The metal surface area and % metal dispersion were measured using a Micromeritics AutoChem II 2920 analyser. Pulses of CO were passed through 0.1 g of catalyst sample at 308 K and the adsorbed CO was determined by a thermal conductivity detector. A reduction step prior to the CO pulses ensured that all the palladium had been reduced to a metallic state. The surface area of palladium in each catalyst is given by:The percentage metal dispersion is calculated using:where \(N_{S}\) is the number of atoms on the surface and \(N_{T}\) is the total number of atoms in the sample. The results are shown in Table 1.
$$\begin{aligned} \text{Area}\; \text{of}\; \text{Pd} = \frac{\text {molecules}\; \text{of}\; \text{CO}\; \text{adsorbed}}{\text{molecules} \;\text{per}\; \text{m}^{2}} \end{aligned}$$
$$\begin{aligned} \mathrm{MD} (\%) = \frac{N_{S}}{N_{T}} \times 100 \end{aligned}$$
The reactivity of Pd/Al\(_{2}\)O\(_{3}\) catalysts A (4 nm), B (5 nm), D (7 nm) and E (10 nm) was tested using a batch flow reactor (Johnson Matthey, Fig. 2 of Supporting Information). Each catalyst was pressed into a pellet, crushed and sieved at 250–355 \(\upmu\)m. Under a constant flow of air, 0.4 g of each catalyst was exposed to 1000 ppm of methane and various concentrations of pure O\(_{2}\) (1, 5, 12 %) as the temperature was ramped from 400 to 800 K (ramp rate 10 K/min). The y-axis (% CH\(_{4}\) conversion) is calculated based on the amount of CO and CO\(_{2}\) observed as a function of temperature. The data show that there is very little difference between the light-off temperatures when different sized nanoparticles and [CH\(_{4}\)] : [O\(_{2}\)] ratios are used in these concentrations, with the exception of 10 nm nanoparticles which begin methane conversion at almost 100 K lower. Catalyst E is the only catalyst to reach 100 % conversion before 800 K, suggesting they are the most active nanoparticles.
2.3 Synchrotron Experiments
Near ambient-pressure XPS studies were carried out at beam line 9.3.2 of the Advanced Light Source (ALS), National Lawrence Berkeley Laboratory, USA [20]. The endstation is equipped with a Scienta 4000 HiPP analyser with a custom designed differential pumping system that allows pressures of up to 1 Torr in the analysis chamber, enabling in-situ data collection.

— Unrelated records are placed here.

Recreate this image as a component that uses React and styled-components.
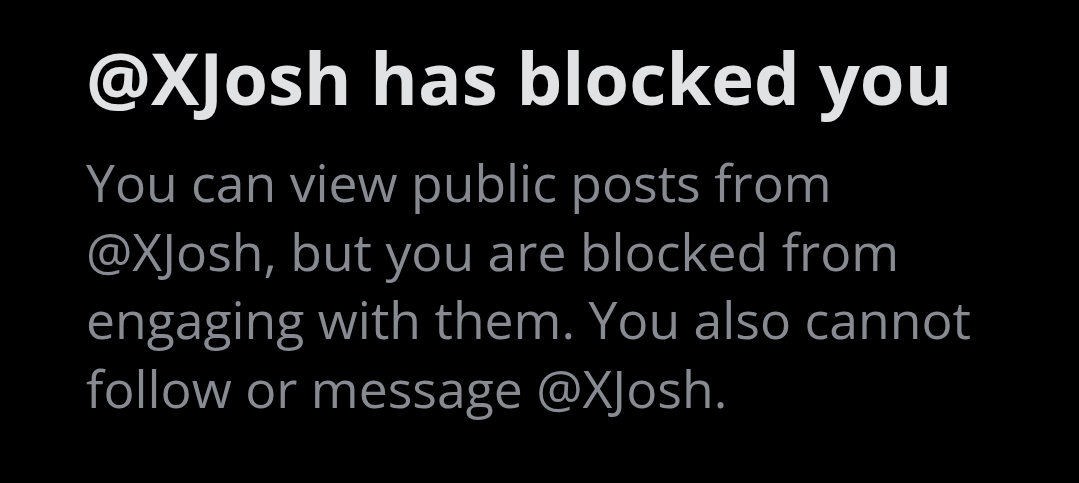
import styled, { createGlobalStyle } from "styled-components";

const GlobalStyle = createGlobalStyle`
  html, body {
    margin: 0;
    padding: 0;
    background: #000;
  }
`;

const Page = styled.div`
  width: 1079px;
  height: 483px;
  background: #000;
  box-sizing: border-box;
  padding: 33px 0 0 86px;
  display: flex;
  flex-direction: column;
  gap: 27px;
  font-family: "Open Sans", "Liberation Sans", sans-serif;
`;

const Title = styled.h1`
  margin: 0;
  font-size: 72.4px;
  line-height: 88px;
  font-weight: 700;
  color: #e1e2e3;
`;

const Body = styled.p`
  margin: 0;
  width: 960px;
  font-size: 51.7px;
  line-height: 68.5px;
  font-weight: 400;
  color: #878a90;
`;

export default function App() {
  return (
    <>
      <GlobalStyle />
      <Page>
        <Title>@XJosh has blocked you</Title>
        <Body>
          You can view public posts from
          <br />
          @XJosh, but you are blocked from
          <br />
          engaging with them. You also cannot
          <br />
          follow or message @XJosh.
        </Body>
      </Page>
    </>
  );
}
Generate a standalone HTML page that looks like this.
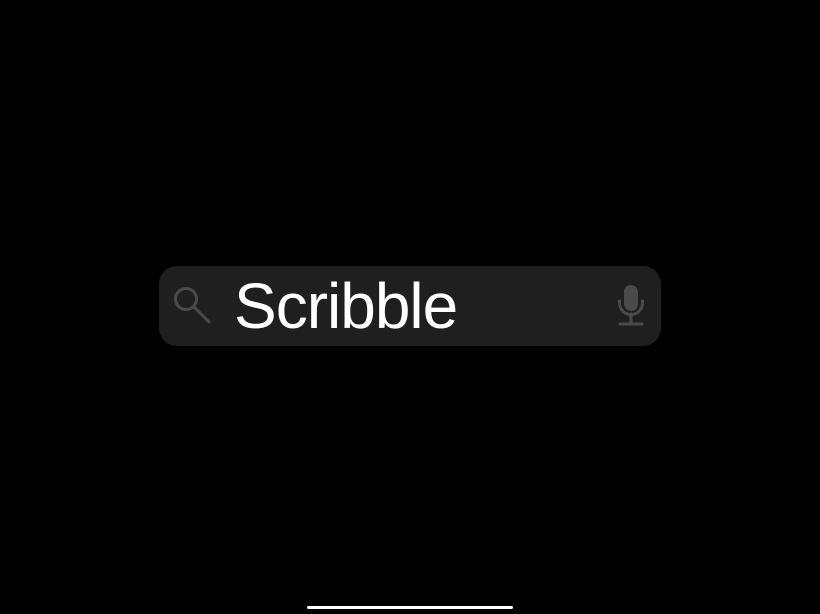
<!DOCTYPE html>
<html><head><style>
html,body{margin:0;padding:0;background:#000;width:820px;height:614px;overflow:hidden}
.bar{position:absolute;left:159px;top:266px;width:502px;height:80px;border-radius:18px;background:#1f1f1f}
.t{position:absolute;left:234px;top:266px;font-family:"Liberation Sans",sans-serif;font-size:64px;letter-spacing:-1px;color:#fff;line-height:80px}
.home{position:absolute;left:307px;top:606px;width:206px;height:3px;border-radius:2px;background:#fff}
</style></head><body>
<div class="bar"></div>
<div class="t">Scribble</div>
<svg width="820" height="614" style="position:absolute;left:0;top:0">
<g stroke="#4a4a4a" stroke-width="3" fill="none" stroke-linecap="round">
<circle cx="186" cy="299" r="10.5"/>
<line x1="194" y1="307" x2="209" y2="322"/>
<path d="M619.5 301 v2 a11.5 11.5 0 0 0 23 0 v-2"/>
<line x1="631" y1="314" x2="631" y2="323"/>
<line x1="620" y1="324" x2="642" y2="324"/>
</g>
<rect x="624" y="285" width="14" height="26" rx="7" fill="#4a4a4a"/>
</svg>
<div class="home"></div>
</body></html>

A mass spectrometer is placed in the first differential pumping stage, which was used to quantify the gas composition during the reaction. The samples were individually mounted onto a UHV compatible sample holder connected to thermocouple wires for controlled heating.
Each sample was fully characterised by XPS in UHV at 450 K, a temperature at which the sample is much less affected by charging than at room temperature (Figure 3 of Supporting Information), before being exposed to a 240 mTorr gaseous mixture of oxygen and methane ([CH\(_{4}\)] : [O\(_{2}\)] = 2). The temperature of the sample was increased in steps of 50 or 100 K between 400 and 700 K. In-situ high-resolution XPS measurements were taken at constant temperature during this temperature ramp. Pd 3d, Al 2p and C 1s spectra were obtained using the same incident photon energy of h\(\nu\) = 450 eV, with the binding energies being calibrated to the literature value for Al 2p (74.5 eV). QMS data were collected throughout the XPS measurements.

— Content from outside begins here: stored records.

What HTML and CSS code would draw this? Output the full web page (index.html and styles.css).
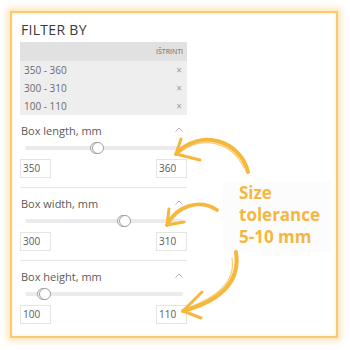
FILE: index.html
```html
<!DOCTYPE html>
<html>
<head>
<meta charset="utf-8">
<link rel="stylesheet" href="styles.css">
</head>
<body>
<div class="card">
  <div class="col">
    <h2 class="title">FILTER BY</h2>
    <div class="chips">
      <div class="chips-head">IŠTRINTI</div>
      <div class="chip"><span>350 - 360</span><span class="x">×</span></div>
      <div class="chip"><span>300 - 310</span><span class="x">×</span></div>
      <div class="chip"><span>100 - 110</span><span class="x">×</span></div>
    </div>
    <div class="section">
      <div class="sec-head"><span>Box length, mm</span><svg class="caret" width="8" height="5" viewBox="0 0 8 5"><path d="M0.5 4.5 L4 1 L7.5 4.5" fill="none" stroke="#b5b5b5" stroke-width="1"/></svg></div>
      <div class="slider"><div class="track"></div><span class="thumb" style="left:70px"></span></div>
      <div class="inputs"><div class="box">350</div><div class="box">360</div></div>
    </div>
    <div class="section">
      <div class="sec-head"><span>Box width, mm</span><svg class="caret" width="8" height="5" viewBox="0 0 8 5"><path d="M0.5 4.5 L4 1 L7.5 4.5" fill="none" stroke="#b5b5b5" stroke-width="1"/></svg></div>
      <div class="slider"><div class="track"></div><span class="thumb" style="left:97px"></span></div>
      <div class="inputs"><div class="box">300</div><div class="box">310</div></div>
    </div>
    <div class="section last">
      <div class="sec-head"><span>Box height, mm</span><svg class="caret" width="8" height="5" viewBox="0 0 8 5"><path d="M0.5 4.5 L4 1 L7.5 4.5" fill="none" stroke="#b5b5b5" stroke-width="1"/></svg></div>
      <div class="slider"><div class="track"></div><span class="thumb" style="left:17px"></span></div>
      <div class="inputs"><div class="box">100</div><div class="box">110</div></div>
    </div>
  </div>
</div>
<div class="note">Size<br>tolerance<br>5-10 mm</div>
<svg class="arrows" width="350" height="350" viewBox="0 0 350 350">
  <g fill="none" stroke="#f6b73d" stroke-linecap="round" stroke-linejoin="round">
    <path d="M248 172 C 240 140 200 128 176 154" stroke-width="4"/>
    <path d="M244 168 C 232 142 203 135 180 152" stroke-width="1.2" opacity="0.7"/>
    <path d="M176 154 L181 139 M176 154 L200 160" stroke-width="3"/>
    <path d="M217 210 C 200 199 177 205 167 225" stroke-width="3.8"/>
    <path d="M167 225 L169 209 M167 225 L184 222" stroke-width="3"/>
    <path d="M236 252 C 241 285 216 302 183 311" stroke-width="4"/>
    <path d="M232 258 C 236 284 214 298 188 308" stroke-width="1.2" opacity="0.7"/>
    <path d="M183 311 L202 292 M183 311 L201 318" stroke-width="3"/>
  </g>
</svg>
</body>
</html>
```

FILE: styles.css
```css
html, body {
  margin: 0;
  padding: 0;
  background: #ffffff;
  width: 350px;
  height: 350px;
  overflow: hidden;
  position: relative;
  font-family: "Open Sans", "DejaVu Sans", sans-serif;
}
.card {
  box-sizing: border-box;
  margin: 11px 0 0 10px;
  width: 328px;
  height: 327px;
  border: 2px solid #fbc96f;
  box-shadow: 0 0 6px 3px rgba(251, 205, 120, 0.5), inset 0 0 3px rgba(251, 205, 120, 0.5);
  background: #fff;
  padding: 8px 0 0 8px;
}
.col {
  width: 167px;
}
.title {
  margin: 0 0 3px 1px;
  font-size: 14px;
  line-height: 18px;
  font-weight: 400;
  color: #3a3a3a;
  letter-spacing: 0.3px;
}
.chips {
  background: #eeeeee;
}
.chips-head {
  background: #e1e1e1;
  height: 19px;
  line-height: 19px;
  font-size: 7px;
  color: #666;
  text-align: right;
  padding-right: 4px;
}
.chip {
  display: flex;
  justify-content: space-between;
  align-items: center;
  height: 18px;
  padding: 0 5px 0 4px;
  font-size: 10px;
  color: #6a6a6a;
}
.chip .x {
  font-size: 10px;
  color: #9a9a9a;
}
.section {
  padding: 7px 0 9px;
  border-bottom: 1px solid #e6e6e6;
}
.section.last {
  border-bottom: none;
}
.sec-head {
  display: flex;
  justify-content: space-between;
  align-items: center;
  height: 16px;
  font-size: 11px;
  color: #5a5a5a;
  padding: 0 4px 0 1px;
}
.caret {
  display: block;
  margin-top: -2px;
}
.slider {
  position: relative;
  height: 20px;
  display: flex;
  align-items: center;
}
.track {
  flex: 1;
  height: 4px;
  margin: 0 4px 0 5px;
  background: #ebebeb;
  border-radius: 2px;
}
.thumb {
  position: absolute;
  top: 4px;
  width: 10px;
  height: 10px;
  border: 1px solid #a0a0a0;
  border-radius: 50%;
  background: #fff;
}
.thumb::after {
  content: "";
  position: absolute;
  left: 1px;
  top: -1px;
  width: 10px;
  height: 10px;
  border: 1px solid #a0a0a0;
  border-radius: 50%;
  background: #fff;
}
.inputs {
  display: flex;
  justify-content: space-between;
  margin-top: 1px;
}
.box {
  box-sizing: border-box;
  width: 31px;
  height: 19px;
  border: 1px solid #e4e4e4;
  font-size: 10px;
  line-height: 17px;
  color: #5a5a5a;
  padding-left: 2px;
}
.note {
  position: absolute;
  left: 223px;
  top: 182px;
  width: 93px;
  padding: 0 0 4px 16px;
  background: #fcfcfc;
  font-family: "Open Sans", "DejaVu Sans", sans-serif;
  font-weight: 700;
  font-size: 17px;
  line-height: 22px;
  color: #f5b73f;
}
.arrows {
  position: absolute;
  left: 0;
  top: 0;
}
```
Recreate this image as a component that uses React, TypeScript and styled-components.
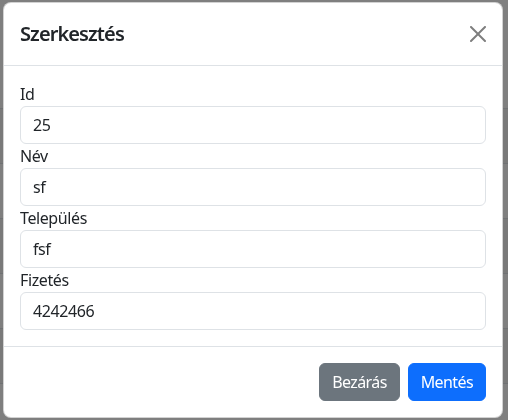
import { createGlobalStyle, styled } from "styled-components";

const GlobalStyle = createGlobalStyle`
  html, body {
    margin: 0;
    background: #fff;
  }
  body {
    font-family: "Noto Sans", "Liberation Sans", sans-serif;
    letter-spacing: -0.4px;
    color: #212529;
  }
  * {
    box-sizing: border-box;
  }
`;

const fields = [
  { label: "Id", value: "25" },
  { label: "Név", value: "sf" },
  { label: "Település", value: "fsf" },
  { label: "Fizetés", value: "4242466" },
];

const Page = styled.div`
  height: 420px;
  padding-top: 108px;
  overflow: hidden;
`;

const Table = styled.div`
  display: flex;
  flex-direction: column;
`;

const Row = styled.div<{ $striped: boolean }>`
  height: 55px;
  border-top: 1px solid #dee2e6;
  background: ${(p) => (p.$striped ? "#f2f2f2" : "#fff")};
`;

const Backdrop = styled.div`
  position: fixed;
  inset: 0;
  background: rgba(0, 0, 0, 0.5);
`;

const Modal = styled.div`
  position: fixed;
  top: 2px;
  left: 3px;
  width: 500px;
  background: #fff;
  border: 1px solid rgba(0, 0, 0, 0.175);
  border-radius: 8px;
  display: flex;
  flex-direction: column;
`;

const Header = styled.div`
  display: flex;
  align-items: center;
  justify-content: space-between;
  padding: 16px;
  border-bottom: 1px solid #dee2e6;
`;

const Title = styled.h5`
  margin: 0;
  font-size: 20px;
  font-weight: 600;
  line-height: 1.5;
  letter-spacing: -0.9px;
`;

const CloseButton = styled.button`
  width: 32px;
  height: 32px;
  padding: 8px;
  margin: -8px -8px -8px auto;
  border: 0;
  background: transparent;
  opacity: 0.5;
  display: flex;
  align-items: center;
  justify-content: center;
  color: #000;
`;

const Body = styled.div`
  padding: 16px;
  display: flex;
  flex-direction: column;
`;

const Label = styled.label`
  font-size: 16px;
  line-height: 24px;
`;

const Input = styled.input`
  width: 100%;
  height: 38px;
  padding: 6px 12px;
  font: inherit;
  font-size: 16px;
  line-height: 1.5;
  letter-spacing: -0.4px;
  color: #212529;
  background: #fff;
  border: 1px solid #dee2e6;
  border-radius: 6px;
  outline: none;
`;

const Footer = styled.div`
  display: flex;
  justify-content: flex-end;
  align-items: center;
  padding: 12px;
  border-top: 1px solid #dee2e6;
`;

const Button = styled.button<{ $variant: "secondary" | "primary" }>`
  margin: 4px;
  height: 38px;
  padding: 6px 12px;
  font: inherit;
  font-size: 16px;
  line-height: 1.5;
  letter-spacing: -0.6px;
  color: #fff;
  border: 1px solid ${(p) => (p.$variant === "primary" ? "#0d6efd" : "#6c757d")};
  background: ${(p) => (p.$variant === "primary" ? "#0d6efd" : "#6c757d")};
  border-radius: 6px;
`;

export default function App() {
  return (
    <>
      <GlobalStyle />
      <Page>
        <Table>
          {[0, 1, 2, 3, 4, 5].map((i) => (
            <Row key={i} $striped={i % 2 === 0} />
          ))}
        </Table>
      </Page>
      <Backdrop />
      <Modal>
        <Header>
          <Title>Szerkesztés</Title>
          <CloseButton aria-label="Close">
            <svg width="16" height="16" viewBox="0 0 16 16" fill="currentColor">
              <path d="M.293.293a1 1 0 0 1 1.414 0L8 6.586 14.293.293a1 1 0 1 1 1.414 1.414L9.414 8l6.293 6.293a1 1 0 0 1-1.414 1.414L8 9.414l-6.293 6.293a1 1 0 0 1-1.414-1.414L6.586 8 .293 1.707a1 1 0 0 1 0-1.414" />
            </svg>
          </CloseButton>
        </Header>
        <Body>
          {fields.map((f) => (
            <div key={f.label}>
              <Label>{f.label}</Label>
              <Input defaultValue={f.value} readOnly />
            </div>
          ))}
        </Body>
        <Footer>
          <Button $variant="secondary">Bezárás</Button>
          <Button $variant="primary">Mentés</Button>
        </Footer>
      </Modal>
    </>
  );
}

The NAP-XP spectra obtained were normalised and a Shirley background [21] was subtracted. The difference in binding energy between the literature value of the Al 2p peak (74.5 eV [22]) and the experimental value was determined and applied to correct the binding energy scale of the corresponding Pd 3d and C 1s spectra. This is based on the assumption that, both Pd and C, sitting on the Al\(_{2}\)O\(_{3}\) support are affected by the same charging shifts. Although not proving to be a problem for data collection, the lack of sample conductivity occasionally broadens the Al 2p peak. The extent to which these peaks broaden is taken into account when fitting the corresponding Pd 3d peaks. In some cases, where sample charging was inhomogeneous, the Al 2p peak is split into two. Each Pd 3d peak (both \(\frac{5}{2}\) and \(\frac{3}{2}\) spin-orbit-split peaks of metallic Pd and Pd oxides) is therefore also split into two totalling eight fitted peaks in one spectrum, which is evident in Figs. 1 and 5. In these cases the BE correction was applied to the higher BE peaks of each doublet, therefore the peaks around 332 eV are charging-induced ”satellites”. The intensity ratio of the two Al 2p peaks is used to split the Pd 3d peaks of each species. The Pd 3d peaks were fitted using fit functions which were customized for each spectrum on the basis of the parameters from the corresponding Al 2p fit, notably peak broadening and splitting. The fit function was designed around the pseudo Voigt function:where BE is the binding energy, P the peak position, H is the peak height, \(\tau\) the FWHM, and m is the Gaussian–Lorentzian mixing parameter (usually constant at 0.1). The FWHM and mixing parameters are dependent on the corresponding Al 2p spectrum and vary from spectrum to spectrum. The separation between the spin-orbit components Pd 3d\(_{5/2}\) (low binding energy, 335–337 eV) and Pd 3d\(_{3/2}\) (high binding energy, 340–342 eV) is always kept fixed at 5 eV (\(\pm\)0.3 eV), as are the relative peak height ratios kept fixed at 1.5 [23, 24]. More information on the fitting procedure, including examples, can be found in the Supporting Information.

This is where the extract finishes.